Естественно, что такая ревизия, под влиянием личной вражды и при стремлении угодить предполагаемому свыше желанию, произведена была не только со всею строгостью и с самой мелочной подробностью, нисходившей до порядка внесения бумаг в реестры, переписки черновых отпусков, скрепы их и проч., но и со всевозможной придирчивостью. Обвинения ревизоров с первого взгляда представлялись столько же странными, сколько, по большей части, и несовместными. По множеству страстей были сделаны произвольные выводы от частностей к общему, т. е. от беспорядков, усмотренных по нескольким делам, выводилось заключение о бездействии, небрежении или упущении департаментом своих обязанностей вообще. Сверх сего Дубенскому, и всегда только ему одному, вменялось в вину и то, что по закону лежало прямо на обязанности его подчиненных, и то, что делал и предписывал министр, и то, что было разрешено Сенатом, наконец даже такие упущения и действия, которые относились к времени, предшествовавшему его управлению.

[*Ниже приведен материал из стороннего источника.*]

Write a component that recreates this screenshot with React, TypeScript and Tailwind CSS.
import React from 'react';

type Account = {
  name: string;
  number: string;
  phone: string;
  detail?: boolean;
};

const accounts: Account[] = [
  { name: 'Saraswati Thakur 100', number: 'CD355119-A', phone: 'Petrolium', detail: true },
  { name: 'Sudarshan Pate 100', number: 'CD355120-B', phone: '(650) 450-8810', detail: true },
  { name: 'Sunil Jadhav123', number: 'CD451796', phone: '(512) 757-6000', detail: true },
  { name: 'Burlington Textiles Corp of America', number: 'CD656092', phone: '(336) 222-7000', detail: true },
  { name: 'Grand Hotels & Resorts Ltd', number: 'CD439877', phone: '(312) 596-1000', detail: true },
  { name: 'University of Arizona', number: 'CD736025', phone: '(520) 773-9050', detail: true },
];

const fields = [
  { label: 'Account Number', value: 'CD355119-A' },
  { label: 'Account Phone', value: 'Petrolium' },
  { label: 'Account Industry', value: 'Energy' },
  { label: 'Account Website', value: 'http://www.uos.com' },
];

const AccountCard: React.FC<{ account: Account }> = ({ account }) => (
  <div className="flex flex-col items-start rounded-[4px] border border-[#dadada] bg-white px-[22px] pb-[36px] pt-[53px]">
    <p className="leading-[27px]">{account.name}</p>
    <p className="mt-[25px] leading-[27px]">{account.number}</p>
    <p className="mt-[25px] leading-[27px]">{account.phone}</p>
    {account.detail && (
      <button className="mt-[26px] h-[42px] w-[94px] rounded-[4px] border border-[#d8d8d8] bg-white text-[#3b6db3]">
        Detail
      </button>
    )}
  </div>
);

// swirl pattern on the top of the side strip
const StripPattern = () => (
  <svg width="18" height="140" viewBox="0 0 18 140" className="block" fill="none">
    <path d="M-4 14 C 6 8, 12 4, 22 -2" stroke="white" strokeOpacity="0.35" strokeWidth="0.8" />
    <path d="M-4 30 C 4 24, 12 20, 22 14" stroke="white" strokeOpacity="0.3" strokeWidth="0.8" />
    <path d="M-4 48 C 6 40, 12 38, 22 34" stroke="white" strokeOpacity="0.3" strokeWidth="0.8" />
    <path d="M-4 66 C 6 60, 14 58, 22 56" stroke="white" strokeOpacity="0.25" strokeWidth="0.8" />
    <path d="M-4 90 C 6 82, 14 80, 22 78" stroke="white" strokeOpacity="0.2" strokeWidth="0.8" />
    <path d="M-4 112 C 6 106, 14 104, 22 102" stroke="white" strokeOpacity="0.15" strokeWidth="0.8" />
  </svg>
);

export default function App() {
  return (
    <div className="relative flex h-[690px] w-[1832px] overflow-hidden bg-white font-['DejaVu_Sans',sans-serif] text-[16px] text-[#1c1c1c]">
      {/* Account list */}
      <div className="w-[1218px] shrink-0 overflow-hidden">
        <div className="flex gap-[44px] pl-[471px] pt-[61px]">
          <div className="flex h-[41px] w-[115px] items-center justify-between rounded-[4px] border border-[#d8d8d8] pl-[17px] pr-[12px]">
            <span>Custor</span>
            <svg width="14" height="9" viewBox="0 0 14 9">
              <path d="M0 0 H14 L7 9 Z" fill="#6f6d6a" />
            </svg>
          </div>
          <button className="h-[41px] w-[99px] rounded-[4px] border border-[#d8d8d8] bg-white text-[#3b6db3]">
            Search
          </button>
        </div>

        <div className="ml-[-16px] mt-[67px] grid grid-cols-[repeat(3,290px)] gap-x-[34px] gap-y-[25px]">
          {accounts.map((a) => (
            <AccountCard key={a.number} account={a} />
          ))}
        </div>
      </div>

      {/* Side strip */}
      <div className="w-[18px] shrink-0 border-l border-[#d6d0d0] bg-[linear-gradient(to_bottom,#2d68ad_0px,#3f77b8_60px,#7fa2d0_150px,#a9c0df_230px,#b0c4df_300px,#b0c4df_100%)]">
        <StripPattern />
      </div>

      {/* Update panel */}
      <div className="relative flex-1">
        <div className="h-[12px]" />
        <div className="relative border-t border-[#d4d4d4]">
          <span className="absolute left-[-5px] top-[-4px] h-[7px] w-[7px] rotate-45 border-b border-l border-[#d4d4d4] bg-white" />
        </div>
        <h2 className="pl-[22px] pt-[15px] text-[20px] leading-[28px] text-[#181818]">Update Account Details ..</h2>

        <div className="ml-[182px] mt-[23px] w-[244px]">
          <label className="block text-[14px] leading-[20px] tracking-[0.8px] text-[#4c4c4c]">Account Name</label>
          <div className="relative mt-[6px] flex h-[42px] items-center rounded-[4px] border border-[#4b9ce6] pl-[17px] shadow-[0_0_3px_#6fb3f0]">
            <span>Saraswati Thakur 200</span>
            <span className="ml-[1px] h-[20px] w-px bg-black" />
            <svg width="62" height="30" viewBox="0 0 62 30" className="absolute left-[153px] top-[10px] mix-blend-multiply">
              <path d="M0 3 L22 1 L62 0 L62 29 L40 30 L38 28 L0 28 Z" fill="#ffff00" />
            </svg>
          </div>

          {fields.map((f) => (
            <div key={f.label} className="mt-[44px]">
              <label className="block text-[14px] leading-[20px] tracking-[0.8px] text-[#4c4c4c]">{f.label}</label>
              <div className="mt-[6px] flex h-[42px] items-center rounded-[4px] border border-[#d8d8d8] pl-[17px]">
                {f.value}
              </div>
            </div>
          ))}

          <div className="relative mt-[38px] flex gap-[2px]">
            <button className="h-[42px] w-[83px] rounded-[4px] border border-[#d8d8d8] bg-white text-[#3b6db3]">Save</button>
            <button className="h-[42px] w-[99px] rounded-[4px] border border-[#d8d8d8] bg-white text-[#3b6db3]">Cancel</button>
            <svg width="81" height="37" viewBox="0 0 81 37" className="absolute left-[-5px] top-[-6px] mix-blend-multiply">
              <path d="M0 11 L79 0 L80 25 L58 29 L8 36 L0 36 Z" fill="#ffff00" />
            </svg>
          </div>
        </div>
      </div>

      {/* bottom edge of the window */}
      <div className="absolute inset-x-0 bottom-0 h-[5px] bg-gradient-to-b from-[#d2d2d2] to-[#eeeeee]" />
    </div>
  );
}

Словом, бывшего директора представили каким-то исключительным лицом, на которого одного должна была пасть ответственность по целой части, как будто бы не существовало ни над ним министра, ни под ним чинов департамента, и как будто бы он был не только самостоятельным во всем распорядителем, но и контролером действий своего начальника. В таком виде обвинительные пункты, возросшие до 33 статей, были по высочайшей воле предъявлены Дубенскому, и тут наступило для него новое, самое горькое уничижение. С целью извлечения нужных к оправданию материалов ему открыты были все дела департамента, но не иначе как в самом департаменте. Таким образом, сенатору, александровскому кавалеру и прежнему самовластному и высокомерному начальнику надлежало всякий день являться в департамент, самому приискивать все нужные для него сведения и бумаги, делать лично все выписки и проч.; и все это в глазах и посреди прежних подчиненных, которым не было уже надобности его беречь и которых малоскрываемые глумления так тяжко должны были язвить его самолюбие…

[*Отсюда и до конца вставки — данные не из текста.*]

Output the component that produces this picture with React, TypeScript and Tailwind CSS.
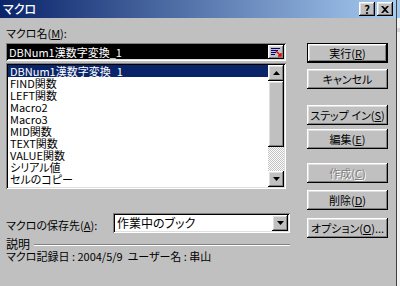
import React from 'react';

const raised =
  'bg-[#c0c0c0] shadow-[inset_-1px_-1px_#000,inset_1px_1px_#fff,inset_-2px_-2px_#808080,inset_2px_2px_#dfdfdf]';
const sunken =
  'shadow-[inset_1px_1px_#808080,inset_-1px_-1px_#fff,inset_2px_2px_#000,inset_-2px_-2px_#dfdfdf]';

const macros = [
  'DBNum1漢数字変換_1',
  'FIND関数',
  'LEFT関数',
  'Macro2',
  'Macro3',
  'MID関数',
  'TEXT関数',
  'VALUE関数',
  'シリアル値',
  'セルのコピー',
];

function Btn({
  children,
  mt,
  isDefault,
  disabled,
}: {
  children: React.ReactNode;
  mt: string;
  isDefault?: boolean;
  disabled?: boolean;
}) {
  return (
    <div className={`${mt} h-[20px] w-[81px] ${isDefault ? 'border border-black' : ''}`}>
      <div
        className={`${raised} h-full w-full flex items-center justify-center leading-[12px] whitespace-nowrap ${
          disabled ? 'text-[#808080] [text-shadow:1px_1px_#fff]' : 'text-black'
        }`}
      >
        {children}
      </div>
    </div>
  );
}

const U = ({ c }: { c: string }) => <span className="underline underline-offset-1">{c}</span>;

export default function App() {
  return (
    <div className="w-[400px] h-[286px] flex overflow-hidden bg-[#c0c0c0] text-[11px] text-black font-['Noto_Sans_CJK_JP',sans-serif] [font-feature-settings:'palt']">
      <div className="w-[396px] flex flex-col">
        {/* Title bar */}
        <div className="h-[18px] flex items-center bg-[linear-gradient(to_right,#0a246a,#a6caf0)] pl-[3px] pr-[3px]">
          <span className="text-white text-[12px] leading-[12px] font-medium">マクロ</span>
          <div className="ml-auto flex gap-[2px]">
            <div className={`${raised} w-[16px] h-[14px] flex items-center justify-center font-bold text-[11px] leading-[11px]`}>
              ?
            </div>
            <div className={`${raised} w-[16px] h-[14px] flex items-center justify-center`}>
              <svg width="8" height="7" viewBox="0 0 8 7">
                <path d="M0 0h2l2 2 2-2h2L5 3.5 8 7H6L4 5 2 7H0l3-3.5z" fill="#000" />
              </svg>
            </div>
          </div>
        </div>

        <div className="flex pl-[6px]">
          {/* Left column */}
          <div className="w-[284px] flex flex-col">
            <div className="mt-[9px] h-[12px] leading-[12px]">
              マクロ名(<U c="M" />):
            </div>

            <div className={`mt-[4px] h-[18px] w-[280px] bg-black ${sunken} flex items-center p-[2px]`}>
              <span className="text-white leading-[12px] pl-[1px]">DBNum1漢数字変換_1</span>
              <div className={`${raised} ml-auto w-[16px] h-[14px] flex items-center justify-center`}>
                <svg width="11" height="9" viewBox="0 0 11 9">
                  <rect x="0" y="0" width="9" height="1" fill="#000080" />
                  <rect x="0" y="2" width="7" height="1" fill="#000080" />
                  <rect x="0" y="4" width="5" height="1" fill="#000080" />
                  <rect x="0" y="6" width="4" height="1" fill="#000080" />
                  <path d="M5 3l5 5M7 8h3V5" stroke="#e00000" strokeWidth="1.4" fill="none" />
                </svg>
              </div>
            </div>

            <div className={`mt-[2px] h-[126px] w-[280px] bg-white ${sunken} p-[2px] flex`}>
              <div className="flex-1 flex flex-col overflow-hidden">
                {macros.map((m, i) => (
                  <div
                    key={m}
                    className={`h-[12px] leading-[12px] pl-[2px] shrink-0 whitespace-nowrap ${
                      i === 0 ? 'bg-[#0a246a] text-white' : ''
                    }`}
                  >
                    {m}
                  </div>
                ))}
              </div>
              <div className="w-[16px] flex flex-col">
                <div className={`${raised} h-[16px] flex items-center justify-center`}>
                  <svg width="7" height="4" viewBox="0 0 7 4">
                    <path d="M3.5 0L7 4H0z" fill="#000" />
                  </svg>
                </div>
                <div className={`${raised} h-[66px]`} />
                <div className="flex-1 bg-[repeating-conic-gradient(#c0c0c0_0_25%,#fff_0_50%)] bg-[length:2px_2px]" />
                <div className={`${raised} h-[16px] flex items-center justify-center`}>
                  <svg width="7" height="4" viewBox="0 0 7 4">
                    <path d="M0 0h7L3.5 4z" fill="#000" />
                  </svg>
                </div>
              </div>
            </div>

            <div className="mt-[24px] h-[20px] flex items-center">
              <span className="leading-[12px] pt-[4px]">
                マクロの保存先(<U c="A" />):
              </span>
              <div className={`ml-auto w-[177px] h-[20px] bg-white ${sunken} p-[2px] flex items-center`}>
                <span className="leading-[12px] text-[12px] pl-[2px]">作業中のブック</span>
                <div className={`${raised} ml-auto w-[16px] h-[16px] flex items-center justify-center`}>
                  <svg width="7" height="4" viewBox="0 0 7 4">
                    <path d="M0 0h7L3.5 4z" fill="#000" />
                  </svg>
                </div>
              </div>
            </div>

            <div className="mt-[5px] h-[12px] flex items-center">
              <span className="leading-[12px] text-[12px]">説明</span>
              <div className="flex-1 ml-[4px] mt-[1px] border-t border-t-[#808080] border-b border-b-white" />
            </div>
            <div className="h-[12px] leading-[12px] whitespace-pre">
              マクロ記録日 : 2004/5/9  ユーザー名 : 串山
            </div>
          </div>

          {/* Right buttons */}
          <div className="ml-[17px] mt-[25px] flex flex-col">
            <Btn mt="mt-0" isDefault>
              実行(<U c="R" />)
            </Btn>
            <Btn mt="mt-[6px]">キャンセル</Btn>
            <Btn mt="mt-[16px]">
              ステップ イン(<U c="S" />)
            </Btn>
            <Btn mt="mt-[4px]">
              編集(<U c="E" />)
            </Btn>
            <Btn mt="mt-[14px]" disabled>
              作成(<U c="C" />)
            </Btn>
            <Btn mt="mt-[7px]">
              削除(<U c="D" />)
            </Btn>
            <Btn mt="mt-[8px]">
              オプション(<U c="O" />)...
            </Btn>
          </div>
        </div>
      </div>
      <div className="flex-1 border-l border-l-[#404040] bg-[#f4f4f4] flex flex-col">
        <div className="h-[18px] bg-[#a6caf0]" />
        <div className="h-[10px]" />
        <div className="h-[4px] bg-[#d8d8d8]" />
      </div>
    </div>
  );
}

Обвинения ревизоров вместе с оправданиями Дубенского поступили в 1-й департамент Сената. Здесь все выведенные первыми упущения признаны были или такими, которые, по связи их с мерами общими, не зависели от одного департамента имуществ, или же такими, за которые директор мог бы подлежать разве лишь взысканию административному. Только один предмет обвинения — о приобретении Дубенским от некоторых лиц прав на пожалованные земли — показался довольно важным, чтобы подвергнуть его судебному разбору. Вследствие того Дубенский предан был суду в V-м департаменте, с объявлением секретно высочайшей воли, чтобы до окончания суда он не присутствовал в Сенате[40].

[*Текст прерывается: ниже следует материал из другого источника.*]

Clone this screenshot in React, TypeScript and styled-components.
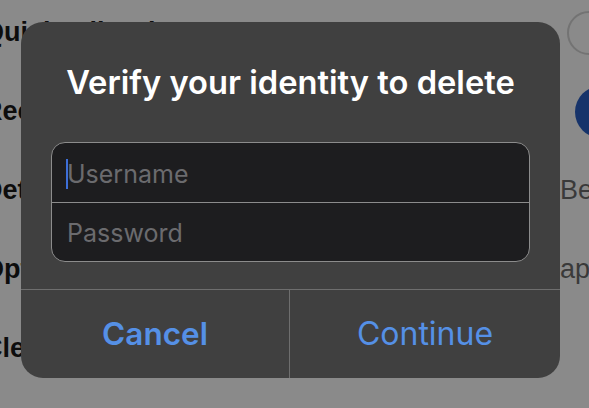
import {FC} from 'react';
import styled, {createGlobalStyle} from 'styled-components';

const GlobalStyle = createGlobalStyle`
  html, body {
    margin: 0;
    padding: 0;
    background: #8a8a8a;
    overflow: hidden;
  }
  body {
    font-family: "Liberation Sans", Arial, sans-serif;
  }
`;

type Row = {
    label: string
    control: 'radio' | 'filled' | 'text' | 'none'
    value?: string
}

const rows: Row[] = [
    {label: 'Quick tall swipe', control: 'radio'},
    {label: 'Recent', control: 'filled'},
    {label: 'Details', control: 'text', value: 'Beta'},
    {label: 'Options', control: 'text', value: 'app'},
    {label: 'Clear', control: 'none'},
];

const App: FC = () => {
    return (
        <Page>
            <GlobalStyle/>
            <SettingsList>
                {rows.map(row => (
                    <SettingsRow key={row.label}>
                        <Label>{row.label}</Label>
                        {row.control === 'radio' && <Radio/>}
                        {row.control === 'filled' && <Filled/>}
                        {row.control === 'text' && <Value>{row.value}</Value>}
                    </SettingsRow>
                ))}
            </SettingsList>

            <Dialog>
                <Title>Verify your identity to delete</Title>
                <FieldGroup>
                    <Field>
                        <Caret/>
                        <Placeholder>Username</Placeholder>
                    </Field>
                    <Field $last>
                        <Placeholder>Password</Placeholder>
                    </Field>
                </FieldGroup>
                <Actions>
                    <ActionButton $bold>Cancel</ActionButton>
                    <ActionButton>Continue</ActionButton>
                </Actions>
            </Dialog>
        </Page>
    )
};

export default App;

const Page = styled.div`
  position: relative;
  width: 589px;
  height: 408px;
  overflow: hidden;
  background: #8a8a8a;
`;

const SettingsList = styled.div`
  display: flex;
  flex-direction: column;
  margin-left: -17px;
  width: 628px;
`;

const SettingsRow = styled.div`
  display: flex;
  justify-content: space-between;
  align-items: center;
  height: 79px;

  &:first-child {
    margin-top: -7px;
  }
`;

const Label = styled.span`
  font-size: 27px;
  font-weight: 700;
  color: #0d0d0d;
`;

const Radio = styled.div`
  width: 44px;
  height: 44px;
  border: 2px solid #737373;
  border-radius: 50%;
  box-sizing: border-box;
`;

const Filled = styled.div`
  width: 52px;
  height: 52px;
  border-radius: 50%;
  background: #16336a;
  margin-right: -16px;
`;

const Value = styled.span`
  font-size: 27px;
  color: #3a3a3a;
  width: 51px;
`;

const Dialog = styled.div`
  position: absolute;
  left: 21px;
  top: 22px;
  width: 539px;
  height: 356px;
  background: #404040;
  border-radius: 22px;
  display: flex;
  flex-direction: column;
  align-items: center;
  overflow: hidden;
  font-family: Inter, "Liberation Sans", sans-serif;
`;

const Title = styled.div`
  margin-top: 41px;
  font-size: 32.7px;
  line-height: 38px;
  font-weight: 600;
  color: #ffffff;
`;

const FieldGroup = styled.div`
  margin-top: 41px;
  width: 479px;
  height: 120px;
  box-sizing: border-box;
  border: 1.5px solid #8c8c8c;
  border-radius: 14px;
  background: #1d1d1f;
  display: flex;
  flex-direction: column;
  overflow: hidden;
`;

const Field = styled.div<{ $last?: boolean }>`
  position: relative;
  flex: 1;
  display: flex;
  align-items: center;
  padding-left: 15px;
  padding-top: 3px;
  border-bottom: ${props => props.$last ? 'none' : '1.5px solid #8c8c8c'};
`;

const Placeholder = styled.span`
  font-size: 25px;
  color: #6b6b6e;
`;

const Caret = styled.span`
  position: absolute;
  left: 14px;
  top: 16px;
  width: 2px;
  height: 30px;
  background: #3d6fd8;
`;

const Actions = styled.div`
  margin-top: auto;
  width: 100%;
  height: 88px;
  display: grid;
  grid-template-columns: 269px 1fr;
  border-top: 1px solid #6e6e6e;
`;

const ActionButton = styled.div<{ $bold?: boolean }>`
  display: flex;
  align-items: center;
  justify-content: center;
  font-size: ${props => props.$bold ? 31.5 : 32}px;
  font-weight: ${props => props.$bold ? 600 : 400};
  color: #5590e6;
  padding-bottom: 2px;

  &:first-child {
    border-right: 1px solid #6e6e6e;
  }
`;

V-й департамент, обвинив подсудимого лишь по весьма немногим статьям, заключил тем, чтобы считать его уволенным от должности директора; но потом, на основании данного министром юстиции (графом Паниным) предложения, изменил свою резолюцию и хотя по десяти статьям совсем отвергнул обвинения ревизоров, а по некоторым другим нашел их маловажными, однако, при общем соображении остальных, признал Дубенского виновным в бездействии власти, невнимании к государственным пользам и употреблении начальнического влияния для своекорыстных видов. Затем, приняв в основание к смягчению приговора недостаток средств бывшего управления столь обширным ведомством, исполненные и предположенные при Дубенском в последние годы улучшения и, наконец, пятидесятилетнюю службу, V-й департамент определил: считать его отрешенным от должности директора, о чем, равно как и о вине его, публиковать повсеместно печатными указами. Граф Панин, с своей стороны, внося это дело в Государственный Совет, прибавил, что, за силой такого приговора, он не считает уже приличным оставлять Дубенского и в звании сенатора.
Доклад V-го департамента поступил в Совет в половине марта; но огромность его (в нем было около 1500 страниц) не позволила изготовить дела к слушанию прежде половины мая. В этот промежуток времени последовало бракосочетание государя наследника, сопровождавшееся изданием милостивого Манифеста, которого влияние должно было простираться и на участь настоящего дела. В гражданском департаменте Совета стал на стражу интересов Дубенского один из немногих друзей его, Лонгинов, с которым согласились три другие члена: принц Петр Ольденбургский, Грейг и Оленин; но зато с тем большей запальчивостью вооружился против Дубенского Бутурлин, который оставался, однако же, один.